--- Given data ---
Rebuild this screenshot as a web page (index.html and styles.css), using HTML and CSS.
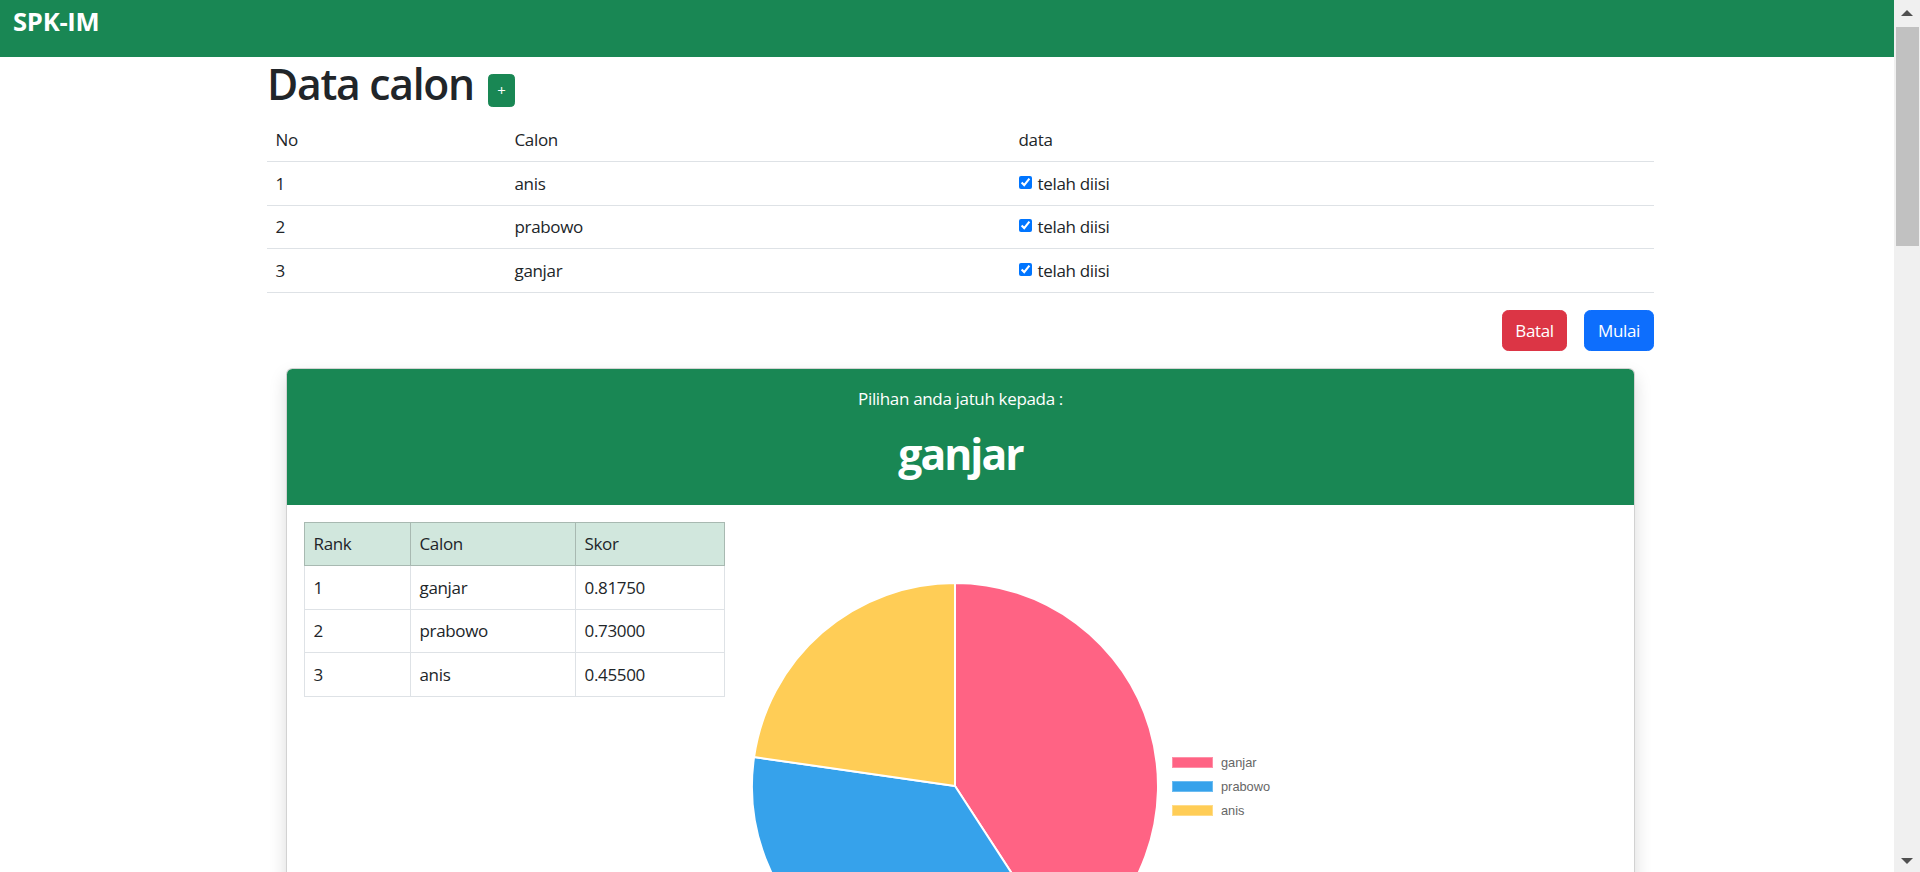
FILE: index.html
```html
<!DOCTYPE html>
<html lang="id">
<head>
<meta charset="utf-8">
<title>SPK-IM</title>
<link rel="stylesheet" href="styles.css">
</head>
<body>
<div class="app">
  <div class="viewport">
    <nav class="navbar"><span class="brand">SPK-IM</span></nav>
    <main class="container">
      <h1 class="title">Data calon <button class="btn-add">+</button></h1>
      <table class="data-table">
        <colgroup><col class="c-no"><col class="c-calon"><col class="c-data"></colgroup>
        <thead><tr><th>No</th><th>Calon</th><th>data</th></tr></thead>
        <tbody>
          <tr><td>1</td><td>anis</td><td><label class="check"><input type="checkbox" checked> telah diisi</label></td></tr>
          <tr><td>2</td><td>prabowo</td><td><label class="check"><input type="checkbox" checked> telah diisi</label></td></tr>
          <tr><td>3</td><td>ganjar</td><td><label class="check"><input type="checkbox" checked> telah diisi</label></td></tr>
        </tbody>
      </table>
      <div class="actions">
        <button class="btn btn-danger">Batal</button>
        <button class="btn btn-primary">Mulai</button>
      </div>
      <section class="card">
        <header class="card-header">
          <p class="lead-text">Pilihan anda jatuh kepada :</p>
          <h1 class="winner">ganjar</h1>
        </header>
        <div class="card-body">
          <table class="rank-table">
            <colgroup><col class="c-rank"><col class="c-rcalon"><col class="c-skor"></colgroup>
            <thead><tr><th>Rank</th><th>Calon</th><th>Skor</th></tr></thead>
            <tbody>
              <tr><td>1</td><td>ganjar</td><td>0.81750</td></tr>
              <tr><td>2</td><td>prabowo</td><td>0.73000</td></tr>
              <tr><td>3</td><td>anis</td><td>0.45500</td></tr>
            </tbody>
          </table>
          <svg class="chart" width="600" height="430" viewBox="0 0 600 430">
            <g stroke="#fff" stroke-width="2" stroke-linejoin="round">
              <path d="M210 213 L210 10 A203 203 0 0 1 320.66 383.19 Z" fill="#ff6384"/>
              <path d="M210 213 L320.66 383.19 A203 203 0 0 1 9.07 184.05 Z" fill="#36a2eb"/>
              <path d="M210 213 L9.07 184.05 A203 203 0 0 1 210 10 Z" fill="#ffcd56"/>
            </g>
            <g class="legend">
              <rect x="427.5" y="184.5" width="40" height="10" fill="#ff6384" stroke="#ff90a8" stroke-width="1"/>
              <rect x="427.5" y="208.5" width="40" height="10" fill="#36a2eb" stroke="#6cbcf1" stroke-width="1"/>
              <rect x="427.5" y="232.5" width="40" height="10" fill="#ffcd56" stroke="#ffdc89" stroke-width="1"/>
              <text x="476" y="194">ganjar</text>
              <text x="476" y="218">prabowo</text>
              <text x="476" y="242">anis</text>
            </g>
          </svg>
        </div>
      </section>
    </main>
  </div>
  <div class="scrollbar">
    <div class="sb-btn sb-up"><svg width="26" height="27" viewBox="0 0 26 27"><path d="M7 16 L13 10 L19 16 Z" fill="#505050"/></svg></div>
    <div class="sb-thumb"></div>
    <div class="sb-track"></div>
    <div class="sb-btn sb-down"><svg width="26" height="27" viewBox="0 0 26 27"><path d="M7 13 L13 19 L19 13 Z" fill="#505050"/></svg></div>
  </div>
</div>
</body>
</html>
```

FILE: styles.css
```css
* { box-sizing: border-box; }

html, body {
  margin: 0;
  height: 872px;
  overflow: hidden;
}

body {
  font-family: "Open Sans", "Noto Sans", sans-serif;
  font-size: 17px;
  line-height: 1.5;
  color: #212529;
  letter-spacing: -0.02em;
  background: #fff;
}

.app {
  display: flex;
  height: 872px;
}

.viewport {
  flex: 1;
  min-width: 0;
  overflow: hidden;
}

/* navbar */
.navbar {
  height: 57px;
  background: #198754;
  padding: 9px 13px 0;
}

.brand {
  display: inline-block;
  font-size: 25.6px;
  line-height: 25.6px;
  font-weight: 700;
  color: #fff;
  letter-spacing: -0.01em;
}

/* main container */
.container {
  width: 1387px;
  margin-left: 267px;
}

.title {
  margin: 1px 0 9.5px;
  font-size: 42.67px;
  line-height: 51.2px;
  font-weight: 600;
  letter-spacing: -0.03em;
}

.btn-add {
  display: inline-block;
  vertical-align: 3.6px;
  height: 33px;
  padding: 0 8.5px;
  margin-left: 4px;
  font-family: inherit;
  font-size: 15px;
  font-weight: 400;
  line-height: 31px;
  letter-spacing: 0;
  color: #fff;
  background: #198754;
  border: 1px solid #198754;
  border-radius: 4.3px;
}

/* data table */
.data-table {
  width: 100%;
  border-collapse: collapse;
  table-layout: fixed;
}

.c-no { width: 239px; }
.c-calon { width: 504px; }
.c-data { width: 644px; }

.data-table th,
.data-table td {
  padding: 8.5px;
  text-align: left;
  font-weight: 400;
  line-height: 25.5px;
  border-bottom: 1px solid #dee2e6;
}

.check input {
  width: 13px;
  height: 13px;
  margin: 0 2px 0 0;
  vertical-align: 1px;
}

/* action buttons */
.actions {
  display: flex;
  justify-content: flex-end;
  gap: 17px;
  margin-top: 17px;
}

.btn {
  height: 41px;
  padding: 0;
  font-family: inherit;
  font-size: 17px;
  letter-spacing: -0.02em;
  line-height: 39px;
  color: #fff;
  border-radius: 6.4px;
  border: 1px solid transparent;
  text-align: center;
}

.btn-danger { width: 65px; background: #dc3545; border-color: #dc3545; }
.btn-primary { width: 70px; background: #0d6efd; border-color: #0d6efd; }

/* result card */
.card {
  margin: 17px 19px 0;
  border: 1px solid rgba(0, 0, 0, 0.175);
  border-radius: 6.4px;
  box-shadow: 0 8.5px 17px rgba(0, 0, 0, 0.15);
  background: #fff;
}

.card-header {
  background: #198754;
  color: #fff;
  text-align: center;
  padding: 17px 17px 17px;
  border-radius: 5.4px 5.4px 0 0;
}

.lead-text {
  margin: 0 0 17px;
  line-height: 25.5px;
}

.winner {
  margin: 0 0 8.5px;
  font-size: 42.67px;
  line-height: 51.2px;
  font-weight: 700;
  letter-spacing: -0.045em;
}

.card-body {
  display: flex;
  align-items: flex-start;
  padding: 17px;
}

.rank-table {
  flex: 0 0 420px;
  width: 420px;
  border-collapse: collapse;
  table-layout: fixed;
}

.c-rank { width: 106px; }
.c-rcalon { width: 165px; }
.c-skor { width: 149px; }

.rank-table th,
.rank-table td {
  padding: 8.5px;
  text-align: left;
  font-weight: 400;
  line-height: 25.5px;
  border: 1px solid #dee2e6;
}

.rank-table th {
  background: #d1e7dd;
  border-color: #a8b9b1;
}

.chart {
  flex: 0 0 auto;
  margin: 51px 0 0 20px;
  display: block;
}

.legend text {
  font-family: "Liberation Sans", Arial, sans-serif;
  font-size: 12.8px;
  fill: #666;
  letter-spacing: 0;
}

/* scrollbar */
.scrollbar {
  flex: 0 0 26px;
  width: 26px;
  height: 872px;
  background: #f0f0f0;
  display: flex;
  flex-direction: column;
}

.sb-btn { height: 27px; flex: 0 0 27px; }
.sb-btn svg { display: block; }

.sb-thumb {
  flex: 0 0 219px;
  margin: 0 1px 0 2px;
  background: #c1c1c1;
}

.sb-track { flex: 1; }
```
---
[Exercise task]:
Reproduce all of the data exactly, omitting each picture it holds.

[Answer to this exercise]:
Rebuild this screenshot as a web page (index.html and styles.css), using HTML and CSS.
FILE: index.html
```html
<!DOCTYPE html>
<html lang="id">
<head>
<meta charset="utf-8">
<title>SPK-IM</title>
<link rel="stylesheet" href="styles.css">
</head>
<body>
<div class="app">
  <div class="viewport">
    <nav class="navbar"><span class="brand">SPK-IM</span></nav>
    <main class="container">
      <h1 class="title">Data calon <button class="btn-add">+</button></h1>
      <table class="data-table">
        <colgroup><col class="c-no"><col class="c-calon"><col class="c-data"></colgroup>
        <thead><tr><th>No</th><th>Calon</th><th>data</th></tr></thead>
        <tbody>
          <tr><td>1</td><td>anis</td><td><label class="check"><input type="checkbox" checked> telah diisi</label></td></tr>
          <tr><td>2</td><td>prabowo</td><td><label class="check"><input type="checkbox" checked> telah diisi</label></td></tr>
          <tr><td>3</td><td>ganjar</td><td><label class="check"><input type="checkbox" checked> telah diisi</label></td></tr>
        </tbody>
      </table>
      <div class="actions">
        <button class="btn btn-danger">Batal</button>
        <button class="btn btn-primary">Mulai</button>
      </div>
      <section class="card">
        <header class="card-header">
          <p class="lead-text">Pilihan anda jatuh kepada :</p>
          <h1 class="winner">ganjar</h1>
        </header>
        <div class="card-body">
          <table class="rank-table">
            <colgroup><col class="c-rank"><col class="c-rcalon"><col class="c-skor"></colgroup>
            <thead><tr><th>Rank</th><th>Calon</th><th>Skor</th></tr></thead>
            <tbody>
              <tr><td>1</td><td>ganjar</td><td>0.81750</td></tr>
              <tr><td>2</td><td>prabowo</td><td>0.73000</td></tr>
              <tr><td>3</td><td>anis</td><td>0.45500</td></tr>
            </tbody>
          </table>
          <svg class="chart" width="600" height="430" viewBox="0 0 600 430">
            <g stroke="#fff" stroke-width="2" stroke-linejoin="round">
              <path d="M210 213 L210 10 A203 203 0 0 1 320.66 383.19 Z" fill="#ff6384"/>
              <path d="M210 213 L320.66 383.19 A203 203 0 0 1 9.07 184.05 Z" fill="#36a2eb"/>
              <path d="M210 213 L9.07 184.05 A203 203 0 0 1 210 10 Z" fill="#ffcd56"/>
            </g>
            <g class="legend">
              <rect x="427.5" y="184.5" width="40" height="10" fill="#ff6384" stroke="#ff90a8" stroke-width="1"/>
              <rect x="427.5" y="208.5" width="40" height="10" fill="#36a2eb" stroke="#6cbcf1" stroke-width="1"/>
              <rect x="427.5" y="232.5" width="40" height="10" fill="#ffcd56" stroke="#ffdc89" stroke-width="1"/>
              <text x="476" y="194">ganjar</text>
              <text x="476" y="218">prabowo</text>
              <text x="476" y="242">anis</text>
            </g>
          </svg>
        </div>
      </section>
    </main>
  </div>
  <div class="scrollbar">
    <div class="sb-btn sb-up"><svg width="26" height="27" viewBox="0 0 26 27"><path d="M7 16 L13 10 L19 16 Z" fill="#505050"/></svg></div>
    <div class="sb-thumb"></div>
    <div class="sb-track"></div>
    <div class="sb-btn sb-down"><svg width="26" height="27" viewBox="0 0 26 27"><path d="M7 13 L13 19 L19 13 Z" fill="#505050"/></svg></div>
  </div>
</div>
</body>
</html>
```

FILE: styles.css
```css
* { box-sizing: border-box; }

html, body {
  margin: 0;
  height: 872px;
  overflow: hidden;
}

body {
  font-family: "Open Sans", "Noto Sans", sans-serif;
  font-size: 17px;
  line-height: 1.5;
  color: #212529;
  letter-spacing: -0.02em;
  background: #fff;
}

.app {
  display: flex;
  height: 872px;
}

.viewport {
  flex: 1;
  min-width: 0;
  overflow: hidden;
}

/* navbar */
.navbar {
  height: 57px;
  background: #198754;
  padding: 9px 13px 0;
}

.brand {
  display: inline-block;
  font-size: 25.6px;
  line-height: 25.6px;
  font-weight: 700;
  color: #fff;
  letter-spacing: -0.01em;
}

/* main container */
.container {
  width: 1387px;
  margin-left: 267px;
}

.title {
  margin: 1px 0 9.5px;
  font-size: 42.67px;
  line-height: 51.2px;
  font-weight: 600;
  letter-spacing: -0.03em;
}

.btn-add {
  display: inline-block;
  vertical-align: 3.6px;
  height: 33px;
  padding: 0 8.5px;
  margin-left: 4px;
  font-family: inherit;
  font-size: 15px;
  font-weight: 400;
  line-height: 31px;
  letter-spacing: 0;
  color: #fff;
  background: #198754;
  border: 1px solid #198754;
  border-radius: 4.3px;
}

/* data table */
.data-table {
  width: 100%;
  border-collapse: collapse;
  table-layout: fixed;
}

.c-no { width: 239px; }
.c-calon { width: 504px; }
.c-data { width: 644px; }

.data-table th,
.data-table td {
  padding: 8.5px;
  text-align: left;
  font-weight: 400;
  line-height: 25.5px;
  border-bottom: 1px solid #dee2e6;
}

.check input {
  width: 13px;
  height: 13px;
  margin: 0 2px 0 0;
  vertical-align: 1px;
}

/* action buttons */
.actions {
  display: flex;
  justify-content: flex-end;
  gap: 17px;
  margin-top: 17px;
}

.btn {
  height: 41px;
  padding: 0;
  font-family: inherit;
  font-size: 17px;
  letter-spacing: -0.02em;
  line-height: 39px;
  color: #fff;
  border-radius: 6.4px;
  border: 1px solid transparent;
  text-align: center;
}

.btn-danger { width: 65px; background: #dc3545; border-color: #dc3545; }
.btn-primary { width: 70px; background: #0d6efd; border-color: #0d6efd; }

/* result card */
.card {
  margin: 17px 19px 0;
  border: 1px solid rgba(0, 0, 0, 0.175);
  border-radius: 6.4px;
  box-shadow: 0 8.5px 17px rgba(0, 0, 0, 0.15);
  background: #fff;
}

.card-header {
  background: #198754;
  color: #fff;
  text-align: center;
  padding: 17px 17px 17px;
  border-radius: 5.4px 5.4px 0 0;
}

.lead-text {
  margin: 0 0 17px;
  line-height: 25.5px;
}

.winner {
  margin: 0 0 8.5px;
  font-size: 42.67px;
  line-height: 51.2px;
  font-weight: 700;
  letter-spacing: -0.045em;
}

.card-body {
  display: flex;
  align-items: flex-start;
  padding: 17px;
}

.rank-table {
  flex: 0 0 420px;
  width: 420px;
  border-collapse: collapse;
  table-layout: fixed;
}

.c-rank { width: 106px; }
.c-rcalon { width: 165px; }
.c-skor { width: 149px; }

.rank-table th,
.rank-table td {
  padding: 8.5px;
  text-align: left;
  font-weight: 400;
  line-height: 25.5px;
  border: 1px solid #dee2e6;
}

.rank-table th {
  background: #d1e7dd;
  border-color: #a8b9b1;
}

.chart {
  flex: 0 0 auto;
  margin: 51px 0 0 20px;
  display: block;
}

.legend text {
  font-family: "Liberation Sans", Arial, sans-serif;
  font-size: 12.8px;
  fill: #666;
  letter-spacing: 0;
}

/* scrollbar */
.scrollbar {
  flex: 0 0 26px;
  width: 26px;
  height: 872px;
  background: #f0f0f0;
  display: flex;
  flex-direction: column;
}

.sb-btn { height: 27px; flex: 0 0 27px; }
.sb-btn svg { display: block; }

.sb-thumb {
  flex: 0 0 219px;
  margin: 0 1px 0 2px;
  background: #c1c1c1;
}

.sb-track { flex: 1; }
```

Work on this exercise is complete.